Our food system locally includes all the people and organizations working to get food from the fields and onto plates. That includes for profit and non-profit farms (like Ekar Farm, the non-profit farm I work at), distributors, restaurants, grocery stores, delivery services, municipal health and human services departments, the USDA, and most important for those in need, schools and food pantries.

At the end of March when Denver shut down, an unprecedented collaboration across the entire food system began and continues today. Local farms like Ekar are participating in a massive hunger relief coordination effort along with state, city, foundation, non-profits, food banks and food pantries. Weekly coordination calls coordinated by Colorado Blueprint for Hunger and LiveWell Colorado routinely have up to 100 organizations coming together on zoom. A striking result has been a growth and strengthening of relationships and organizational partnerships across the system. Farms like Ekar are now in direct contact with food pantries and community gardens across Denver, in places of high need like Montbello, Five Points, Westwood and more.

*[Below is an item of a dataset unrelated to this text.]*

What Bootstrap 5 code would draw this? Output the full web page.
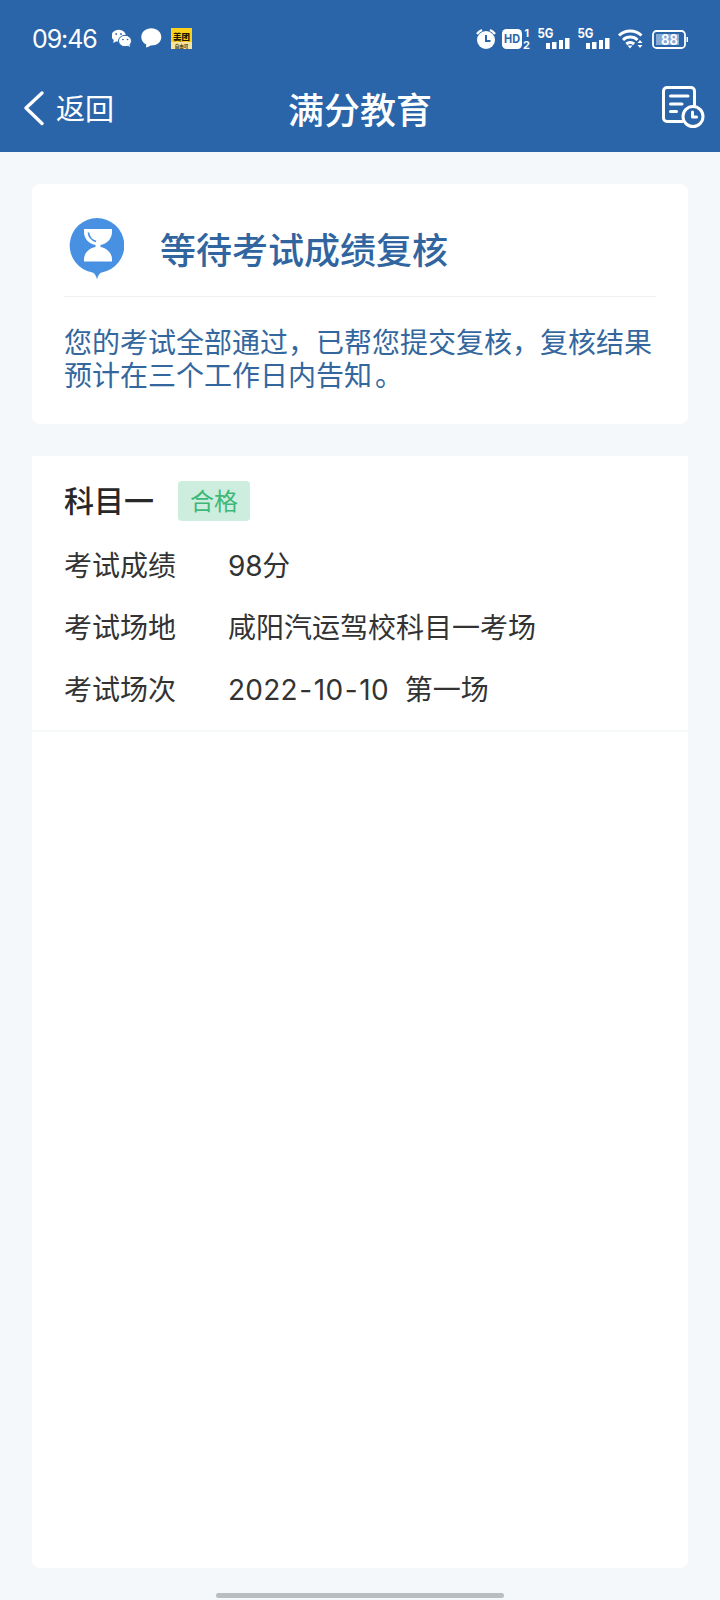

It’s up to us to make sure our food pantries and school meal programs stay strong this winter, when we’re expecting to see even higher levels of hunger. This new-found resilience – the ability to respond and quickly change to meet a changing situation – can continue. You can help in your neighborhood — support Bienvenidos here.

As we look across our fields during this time of abundant harvest, we’re more certain than ever that here in Denver we can co-create a local food system where no one needs to go hungry. Each of us has a role to play. As our teacher Reb Zalman Schachter-Shalomi of blessed memory taught, during this time of change “the only way we’re going to get it together, is together.”